No problem anything I can do to help.
I learned ALOT from these kinds of websites.
Happy to pass along some info.
Mike


----------



## GTO JUDGE (May 14, 2005)

A fellow club member installed chrome GTO inserts on his Black GTO. They look really sharp and accents the black very nicely.. He did a great job installing them.

I posted pics of this before but for the new fellas on here who have not seen it I will share the pic again. Instead of opting for the decals or the fully painted area I went with a hand painted outline in Gloss black.


----------



## raspantienator (Nov 20, 2007)

The black outline painted portion of the GTO looks real clean and very classy on the gray body.
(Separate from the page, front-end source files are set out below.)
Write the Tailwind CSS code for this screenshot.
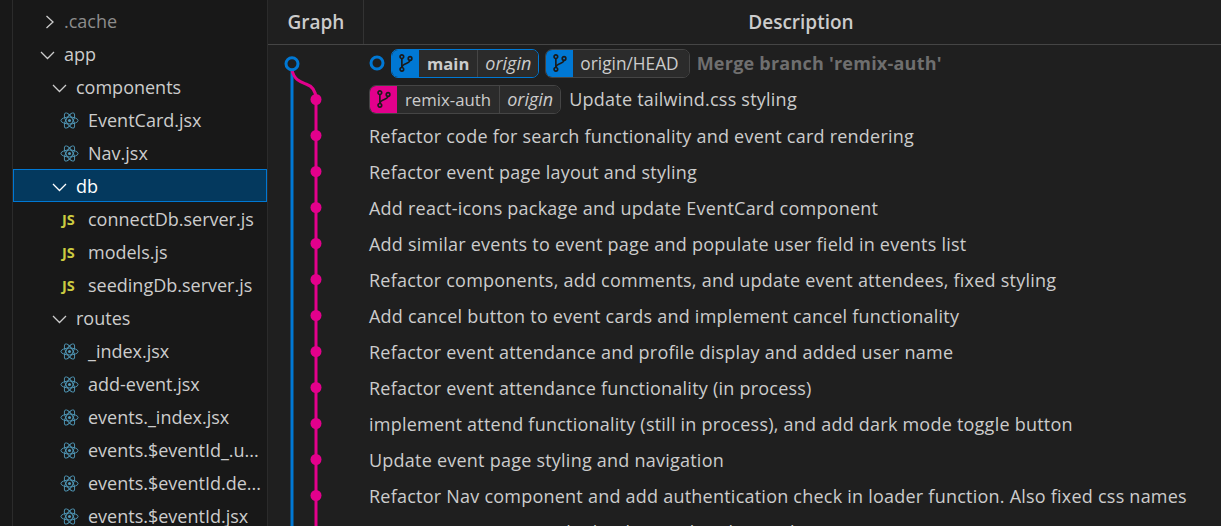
<!DOCTYPE html>
<html lang="en">
<head>
<meta charset="UTF-8">
<title>Git Graph</title>
<script src="https://cdn.jsdelivr.net/npm/@tailwindcss/browser@4"></script>
</head>
<body class="bg-[#1f1f1f]">
<svg class="hidden">
  <symbol id="react" viewBox="0 0 20 20">
    <g fill="none" stroke="#519aba" stroke-width="1">
      <ellipse cx="10" cy="10" rx="9" ry="3.6"/>
      <ellipse cx="10" cy="10" rx="9" ry="3.6" transform="rotate(60 10 10)"/>
      <ellipse cx="10" cy="10" rx="9" ry="3.6" transform="rotate(120 10 10)"/>
    </g>
    <circle cx="10" cy="10" r="1.6" fill="#519aba"/>
  </symbol>
  <symbol id="branch" viewBox="0 0 16 22">
    <g fill="none" stroke="#1a1a1a" stroke-width="1.8">
      <circle cx="4" cy="4" r="2"/>
      <circle cx="4" cy="18" r="2"/>
      <circle cx="13" cy="6" r="2"/>
      <path d="M4 6v10M13 8c0 4-9 3-9 8"/>
    </g>
  </symbol>
</svg>
<div class="flex h-[526px] w-[1221px] overflow-hidden font-['Open_Sans',sans-serif] text-[#cccccc]">

  <!-- Explorer -->
  <aside class="w-[268px] shrink-0 bg-[#181818] border-r border-[#2b2b2b] text-[18px] leading-[33px] pl-[12px]">
    <div class="border-l border-[#2b2b2b] pt-[4px] h-full">
      <div class="flex items-center h-[33px] pt-[2px] pl-[31px] text-[#8c8c8c]">
        <svg class="w-[12px] h-[16px] mr-[8px]" viewBox="0 0 12 16" fill="none" stroke="#cccccc" stroke-width="1.3"><path d="M2.5 2l6.5 6-6.5 6"/></svg>
        <span>.cache</span>
      </div>
      <div class="flex items-center h-[33px] pt-[2px] pl-[27px]">
        <svg class="w-[15px] h-[10px] mr-[9px]" viewBox="0 0 15 10" fill="none" stroke="#cccccc" stroke-width="1.3"><path d="M1 2l6.5 6.5L14 2"/></svg>
        <span>app</span>
      </div>
      <div class="flex items-center h-[33px] pt-[2px] pl-[39px]">
        <svg class="w-[15px] h-[10px] mr-[9px]" viewBox="0 0 15 10" fill="none" stroke="#cccccc" stroke-width="1.3"><path d="M1 2l6.5 6.5L14 2"/></svg>
        <span>components</span>
      </div>
      <div class="flex items-center h-[33px] pt-[2px] pl-[47px]"><svg class="w-[19px] h-[19px] mr-[9px]"><use href="#react"/></svg><span>EventCard.jsx</span></div>
      <div class="flex items-center h-[33px] pt-[2px] pl-[47px]"><svg class="w-[19px] h-[19px] mr-[9px]"><use href="#react"/></svg><span>Nav.jsx</span></div>
      <div class="flex items-center h-[33px] pt-[2px] pl-[38px] bg-[#04395e] border border-[#0078d4] text-white">
        <svg class="w-[15px] h-[10px] mr-[9px]" viewBox="0 0 15 10" fill="none" stroke="#ffffff" stroke-width="1.3"><path d="M1 2l6.5 6.5L14 2"/></svg>
        <span>db</span>
      </div>
      <div class="flex items-center h-[33px] pt-[2px] pl-[49px]"><span class="w-[26px] text-[14.5px] font-bold text-[#cbcb41]">JS</span><span>connectDb.server.js</span></div>
      <div class="flex items-center h-[33px] pt-[2px] pl-[49px]"><span class="w-[26px] text-[14.5px] font-bold text-[#cbcb41]">JS</span><span>models.js</span></div>
      <div class="flex items-center h-[33px] pt-[2px] pl-[49px]"><span class="w-[26px] text-[14.5px] font-bold text-[#cbcb41]">JS</span><span>seedingDb.server.js</span></div>
      <div class="flex items-center h-[33px] pt-[2px] pl-[39px]">
        <svg class="w-[15px] h-[10px] mr-[9px]" viewBox="0 0 15 10" fill="none" stroke="#cccccc" stroke-width="1.3"><path d="M1 2l6.5 6.5L14 2"/></svg>
        <span>routes</span>
      </div>
      <div class="flex items-center h-[33px] pt-[2px] pl-[47px]"><svg class="w-[19px] h-[19px] mr-[9px]"><use href="#react"/></svg><span>_index.jsx</span></div>
      <div class="flex items-center h-[33px] pt-[2px] pl-[47px]"><svg class="w-[19px] h-[19px] mr-[9px]"><use href="#react"/></svg><span>add-event.jsx</span></div>
      <div class="flex items-center h-[33px] pt-[2px] pl-[47px]"><svg class="w-[19px] h-[19px] mr-[9px]"><use href="#react"/></svg><span>events._index.jsx</span></div>
      <div class="flex items-center h-[33px] pt-[2px] pl-[47px]"><svg class="w-[19px] h-[19px] mr-[9px]"><use href="#react"/></svg><span>events.$eventId_.u...</span></div>
      <div class="flex items-center h-[33px] pt-[2px] pl-[47px]"><svg class="w-[19px] h-[19px] mr-[9px]"><use href="#react"/></svg><span>events.$eventId.de...</span></div>
      <div class="flex items-center h-[33px] pt-[2px] pl-[47px]"><svg class="w-[19px] h-[19px] mr-[9px]"><use href="#react"/></svg><span>events.$eventId.jsx</span></div>
    </div>
  </aside>

  <!-- Graph panel -->
  <main class="flex-1 min-w-0 flex flex-col">
    <div class="flex h-[45px] shrink-0 border-b border-[#454545] text-[19px] font-semibold text-[#cccccc]">
      <div class="w-[96px] border-r border-[#333333] flex items-center justify-center pl-px">Graph</div>
      <div class="flex-1 flex items-center justify-center pl-[17px]">Description</div>
    </div>
    <div class="relative flex-1">
      <!-- lines and nodes of the graph -->
      <svg class="absolute left-0 top-0" width="96" height="481" fill="none">
        <path d="M24 25V481" stroke="#0078d4" stroke-width="3"/>
        <path d="M24 25c2 10 9 12 14 14c6 2 10 6 10 15V481" stroke="#e3008c" stroke-width="3"/>
        <circle cx="24" cy="18.7" r="6" fill="#1f1f1f" stroke="#0078d4" stroke-width="3"/>
        <g fill="#e3008c" transform="translate(0 .5)">
          <circle cx="48" cy="54" r="5.5"/><circle cx="48" cy="90" r="5.5"/><circle cx="48" cy="126" r="5.5"/>
          <circle cx="48" cy="162" r="5.5"/><circle cx="48" cy="198" r="5.5"/><circle cx="48" cy="234" r="5.5"/>
          <circle cx="48" cy="270" r="5.5"/><circle cx="48" cy="306" r="5.5"/><circle cx="48" cy="342" r="5.5"/>
          <circle cx="48" cy="378" r="5.5"/><circle cx="48" cy="414" r="5.5"/><circle cx="48" cy="450" r="5.5"/>
          <circle cx="48" cy="486" r="5.5"/>
        </g>
      </svg>
      <div class="pl-[101px] text-[18px] tracking-[0.23px] leading-[38px]">
        <div class="flex items-center h-[36px]">
          <svg class="w-[16px] h-[16px] mr-[6px]" viewBox="0 0 16 16" fill="none"><circle cx="8" cy="8" r="6" stroke="#0078d4" stroke-width="3"/></svg>
          <div class="flex h-[29px] rounded-[7px] border border-[#0078d4] overflow-hidden leading-[27px] mr-[6px] tracking-normal">
            <span class="w-[27px] bg-[#0078d4] flex items-center justify-center"><svg class="w-[15px] h-[20px]"><use href="#branch"/></svg></span>
            <span class="px-[8px] bg-[#2b2b2b] font-bold text-[16.6px]">main</span>
            <span class="pl-[7px] pr-[7px] bg-[#2b2b2b] italic text-[18px] border-l border-[#454545]">origin</span>
          </div>
          <div class="flex h-[29px] rounded-[7px] border border-[#454545] overflow-hidden leading-[27px] mr-[7px] tracking-normal">
            <span class="w-[27px] bg-[#0078d4] flex items-center justify-center"><svg class="w-[15px] h-[20px]"><use href="#branch"/></svg></span>
            <span class="pl-[7px] pr-[10px] bg-[#2b2b2b] text-[17.3px]">origin/HEAD</span>
          </div>
          <span class="font-bold text-[#6f6f6f]">Merge branch 'remix-auth'</span>
        </div>
        <div class="flex items-center h-[36px]">
          <div class="flex h-[29px] rounded-[7px] border border-[#454545] overflow-hidden leading-[27px] mr-[8px] tracking-normal">
            <span class="w-[27px] bg-[#e3008c] flex items-center justify-center"><svg class="w-[15px] h-[20px]"><use href="#branch"/></svg></span>
            <span class="px-[8px] bg-[#2b2b2b] text-[16.8px]">remix-auth</span>
            <span class="pl-[7px] pr-[7px] bg-[#2b2b2b] italic text-[18px] border-l border-[#454545]">origin</span>
          </div>
          <span>Update tailwind.css styling</span>
        </div>
        <div class="h-[36px]">Refactor code for search functionality and event card rendering</div>
        <div class="h-[36px]">Refactor event page layout and styling</div>
        <div class="h-[36px]">Add react-icons package and update EventCard component</div>
        <div class="h-[36px]">Add similar events to event page and populate user field in events list</div>
        <div class="h-[36px]">Refactor components, add comments, and update event attendees, fixed styling</div>
        <div class="h-[36px]">Add cancel button to event cards and implement cancel functionality</div>
        <div class="h-[36px]">Refactor event attendance and profile display and added user name</div>
        <div class="h-[36px]">Refactor event attendance functionality (in process)</div>
        <div class="h-[36px]">implement attend functionality (still in process), and add dark mode toggle button</div>
        <div class="h-[36px]">Update event page styling and navigation</div>
        <div class="h-[36px]">Refactor Nav component and add authentication check in loader function. Also fixed css names</div>
        <div class="h-[36px]">Remove comments in the loaders and update styling</div>
      </div>
    </div>
  </main>
</div>
</body>
</html>
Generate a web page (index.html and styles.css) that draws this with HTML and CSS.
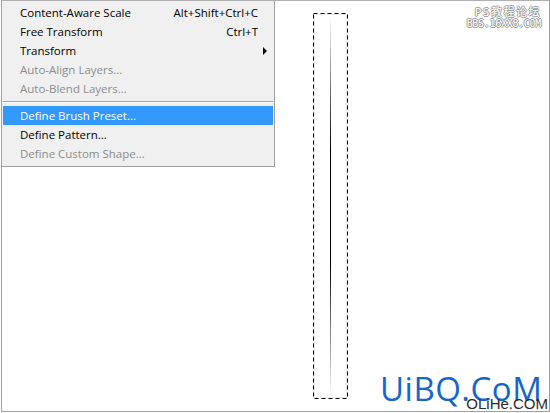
FILE: index.html
```html
<!DOCTYPE html>
<html lang="en">
<head>
    <meta charset='utf-8'>
    <title>Define Brush Preset</title>
    <link rel="stylesheet" href="styles.css">
</head>
<body>

<div class="frame">
    <ul class="menu">
        <li class="item"><span>Content-Aware Scale</span><span class="key">Alt+Shift+Ctrl+C</span></li>
        <li class="item"><span>Free Transform</span><span class="key">Ctrl+T</span></li>
        <li class="item sub"><span>Transform</span><span class="arrow"></span></li>
        <li class="item off"><span>Auto-Align Layers...</span></li>
        <li class="item off"><span>Auto-Blend Layers...</span></li>
        <li class="sep"></li>
        <li class="item active"><span>Define Brush Preset...</span></li>
        <li class="item"><span>Define Pattern...</span></li>
        <li class="item off"><span>Define Custom Shape...</span></li>
    </ul>

    <svg class="selection" width="36" height="387" viewBox="0 0 36 387">
        <defs>
            <linearGradient id="stroke" x1="0" y1="0" x2="0" y2="1">
                <stop offset="0" stop-color="#000" stop-opacity="0"/>
                <stop offset="0.35" stop-color="#000" stop-opacity="1"/>
                <stop offset="0.65" stop-color="#000" stop-opacity="1"/>
                <stop offset="1" stop-color="#000" stop-opacity="0"/>
            </linearGradient>
        </defs>
        <rect x="1.5" y="1.5" width="32" height="383" fill="none" stroke="#d8d8d8" stroke-dasharray="1 1"/>
        <rect x="0.5" y="0.5" width="34" height="385" fill="none" stroke="#000" stroke-dasharray="4 3"/>
        <rect x="17" y="3" width="1" height="381" fill="url(#stroke)"/>
    </svg>

    <div class="stamp">
        <span class="cn">PS教程论坛</span>
        <span>BBS.16XX8.COM</span>
    </div>

    <div class="brand">UiBQ.CoM</div>
    <div class="brand-sub">OLiHe.COM</div>
</div>

</body>
</html>
```

FILE: styles.css
```css
body {
    margin: 0;
    background: #ffffff;
}

.frame {
    position: relative;
    box-sizing: border-box;
    width: 549px;
    height: 412px;
    margin-left: 1px;
    border: 1px solid #a0a0a0;
    border-top-color: #b0b0b0;
    background: #ffffff;
    overflow: hidden;
}

.menu {
    list-style: none;
    margin: -1px 0 0 0;
    padding: 3px 1px 3px 1px;
    width: 270px;
    background: #f0f0f0;
    border-right: 1px solid #a0a0a0;
    border-bottom: 1px solid #a0a0a0;
    font-family: "Open Sans", sans-serif;
    font-size: 11.5px;
    color: #000000;
}

.menu .item {
    display: flex;
    justify-content: space-between;
    align-items: center;
    height: 19px;
    padding: 0 15px 0 17px;
}

.menu .off {
    color: #8d8d8d;
}

.menu .active {
    background: #3399ff;
    color: #ffffff;
}

.menu .sep {
    height: 1px;
    margin: 3px 0 3px 0;
    background: #a0a0a0;
    border-bottom: 1px solid #ffffff;
}

.menu .arrow {
    width: 0;
    height: 0;
    margin-right: -9px;
    border-top: 4px solid transparent;
    border-bottom: 4px solid transparent;
    border-left: 4px solid #000000;
}

.selection {
    position: absolute;
    left: 311px;
    top: 12px;
}

.stamp {
    position: absolute;
    right: 8px;
    top: 6px;
    display: flex;
    flex-direction: column;
    align-items: flex-end;
    font-family: "DejaVu Sans Mono", "Noto Sans CJK SC", monospace;
    font-size: 10px;
    line-height: 11px;
    letter-spacing: -0.3px;
    color: #ffffff;
    text-shadow: 1px 0 0 #9a9a9a, -1px 0 0 #9a9a9a, 0 1px 0 #9a9a9a, 0 -1px 0 #9a9a9a;
}

.stamp .cn {
    font-size: 11px;
    letter-spacing: 1.5px;
}

.brand {
    position: absolute;
    left: 378px;
    top: 368px;
    font-family: "Open Sans", sans-serif;
    font-size: 33px;
    line-height: 40px;
    letter-spacing: 0.5px;
    color: #1666c9;
}

.brand-sub {
    position: absolute;
    right: 1px;
    top: 395px;
    font-family: "Liberation Sans", Arial, sans-serif;
    font-size: 15px;
    line-height: 16px;
    color: #2a2a2a;
}
```
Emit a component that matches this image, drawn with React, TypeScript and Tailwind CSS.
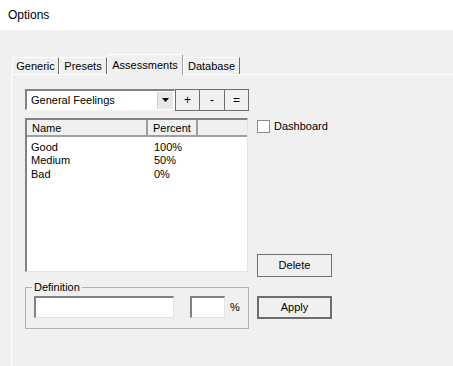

Mine is the original clading piece however and would not look as nice..... I think. I do like yours though. I also the the reflective GTO piece which looks great as well.
I have not ordered the red GTO inlay for it because I liked the bolder look of the painted GTO on the Yellow Jacket GTO. With those rapped 5 inch exhaust tips, the statement is bold enough to lose the spoiler and yet look cleaner. At least, that's what I am thinking today.
Thanks for sharing those pics.

Merry Christmas!


----------



## blackbonnie (Jul 6, 2008)

vandersgoat said:


> Hi guys just looking for some opinions.
> 
> *I have an 04 torrid red with the upgraded 05-06 bumper and the exhaust out both sides.* I am thinking about painting the GTO "insert" black and putting the red GTO decals in.
> 
> ...


hey, sorry again to bring up an old thread, but its better to search and bring up then to ask questions again. 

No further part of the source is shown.